Tuesday, March 20, 2012

"Two lovely hymns, separated by only two generations, bespeak the momentous influence of fundamentalism."

     "the momentous influence of fundamentalism"?  What of that line in the first stanza of the hymn by the Anglican Croly (below), namely, "Wean it from earth"?  Not to mention the profoundly pietistic and other-wordly feel of the whole? Is the "dimness" in question really anything other than a dimness of love for God? Is there really in this hymn anything indicative of a desire for a clearer vision of the world?  I seriously doubt that Noll makes (or even illustrates) his case:

"Shortly before he died in 1860, George Croly penned the prayer 'Spirit of God, Descend upon My Heart.'  In its second stanza Croly described what he felt would happen if he were to experience a deeper walk with the Spirit:

     I ask no dream, no prophet ecstasies,
     No sudden rending of the veil of clay,
     No angel visitant, no opening skies;
     But take the dimness of my soul away.

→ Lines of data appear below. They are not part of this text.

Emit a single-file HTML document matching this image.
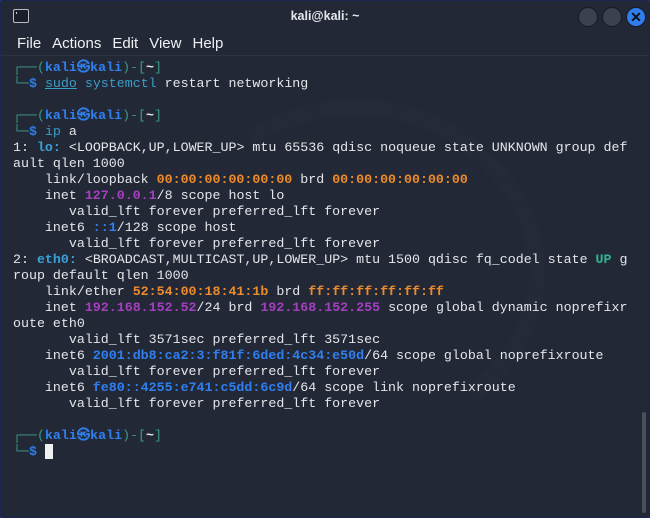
<!DOCTYPE html>
<html><head><style>
html,body{margin:0;padding:0;}
body{width:650px;height:518px;background:#2a3b6a;overflow:hidden;position:relative;font-family:"Liberation Sans",sans-serif;}
.win{position:absolute;left:0;top:0;width:648px;height:516px;background:#232836;border:1px solid #1a2550;border-radius:3px;overflow:hidden;}
.title{position:absolute;left:0;top:0;width:648px;height:30px;color:#e6e8ee;font-size:12.5px;font-weight:bold;text-align:center;line-height:30px;}
.ticon{position:absolute;left:12px;top:8px;width:14px;height:12px;border:1px solid #b8bcc6;border-radius:2px;background:#1b1e28;}
.ticon:after{content:"";position:absolute;left:2px;top:2px;width:3px;height:2px;border-left:1px solid #ccc;}
.btn{position:absolute;top:6px;width:18px;height:18px;border-radius:50%;background:#3b4150;border:1px solid #161a24;}
.menu{position:absolute;left:16px;top:34px;font-size:15px;color:#eef0f4;}
.menu span{margin-right:11px}
.sep{position:absolute;left:0;top:54px;width:648px;height:1px;background:#2e3342;}
pre{position:absolute;left:12px;top:59px;margin:0;font-family:"Liberation Mono","DejaVu Sans Mono",monospace;font-size:13.3px;line-height:16px;color:#e4e6ea;}
.g{color:#3a9a86}.b{color:#2f80ec;font-weight:bold}.c{color:#3a9dc8}.cb{color:#3aa0d8;font-weight:bold}
.o{color:#ec8b2c;font-weight:bold}.p{color:#a43fc0;font-weight:bold}.bl{color:#2f7ff0;font-weight:bold}.up{color:#2fb890;font-weight:bold}
.cur{background:#f0f0f0;color:#f0f0f0}
.sb{position:absolute;left:641px;top:411px;width:4px;height:101px;background:#4a4f5c;border-radius:2px;}
</style></head><body>
<div class="win">
<svg style="position:absolute;left:0;top:55px" width="648" height="460"><path d="M250 80 C 360 20, 470 60, 520 150 C 560 230, 520 300, 470 340" stroke="#252a39" stroke-width="16" fill="none"/></svg>
<div class="title">kali@kali: ~</div>
<div class="ticon"></div>
<div class="btn" style="left:577px"></div>
<div class="btn" style="left:601px"></div>
<div class="btn" style="left:625px;background:#2e7ef0;color:#111;font-size:14px;line-height:18px;text-align:center;font-weight:bold">✕</div>
<div class="menu"><span>File</span><span>Actions</span><span>Edit</span><span>View</span><span>Help</span></div>
<div class="sep"></div>
<pre><span class="g">┌──(</span><span class="b">kali㉿kali</span><span class="g">)-[</span><b>~</b><span class="g">]</span>
<span class="g">└─</span><span class="b">$</span> <span class="c" style="text-decoration:underline">sudo</span><span class="c"> systemctl</span> restart networking

<span class="g">┌──(</span><span class="b">kali㉿kali</span><span class="g">)-[</span><b>~</b><span class="g">]</span>
<span class="g">└─</span><span class="b">$</span> <span class="c">ip</span> a
1: <span class="cb">lo:</span> &lt;LOOPBACK,UP,LOWER_UP&gt; mtu 65536 qdisc noqueue state UNKNOWN group def
ault qlen 1000
    link/loopback <span class="o">00:00:00:00:00:00</span> brd <span class="o">00:00:00:00:00:00</span>
    inet <span class="p">127.0.0.1</span>/8 scope host lo
       valid_lft forever preferred_lft forever
    inet6 <span class="bl">::1</span>/128 scope host
       valid_lft forever preferred_lft forever
2: <span class="cb">eth0:</span> &lt;BROADCAST,MULTICAST,UP,LOWER_UP&gt; mtu 1500 qdisc fq_codel state <span class="up">UP</span> g
roup default qlen 1000
    link/ether <span class="o">52:54:00:18:41:1b</span> brd <span class="o">ff:ff:ff:ff:ff:ff</span>
    inet <span class="p">192.168.152.52</span>/24 brd <span class="p">192.168.152.255</span> scope global dynamic noprefixr
oute eth0
       valid_lft 3571sec preferred_lft 3571sec
    inet6 <span class="bl">2001:db8:ca2:3:f81f:6ded:4c34:e50d</span>/64 scope global noprefixroute
       valid_lft forever preferred_lft forever
    inet6 <span class="bl">fe80::4255:e741:c5dd:6c9d</span>/64 scope link noprefixroute
       valid_lft forever preferred_lft forever

<span class="g">┌──(</span><span class="b">kali㉿kali</span><span class="g">)-[</span><b>~</b><span class="g">]</span>
<span class="g">└─</span><span class="b">$</span> <span class="cur">_</span></pre>
<div class="sb"></div>
</div>
</body></html>
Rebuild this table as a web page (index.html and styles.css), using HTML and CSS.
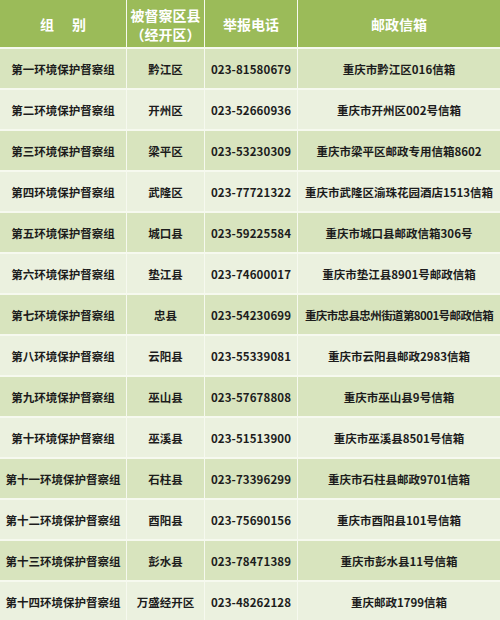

For Croly, to know God better would make our vision of the world clearer.
     "In 1922, Helen H. Lemmel wrote the words and music to a gospel song that is as moving as it is characteristic of the fundamentalist-Holiness outlook:

     Turn your eyes upon Jesus,
     Look full in His wonderful face,
     And the things of earth will grow strangely dim
     In the light of His glory and grace.

While the essentially Christian motivation of this song is clear, its ironic meaning can be understood better now than when it was writtenunder the influence of fundamentalism, evangelicals turned their eyes to Jesus, and the world grew very dim indeed."

     Mark A. Noll, The scandal of the evangelical mind (Grand Rapids, MI:  William B. Eerdmans Publishing Company, 1994), 144.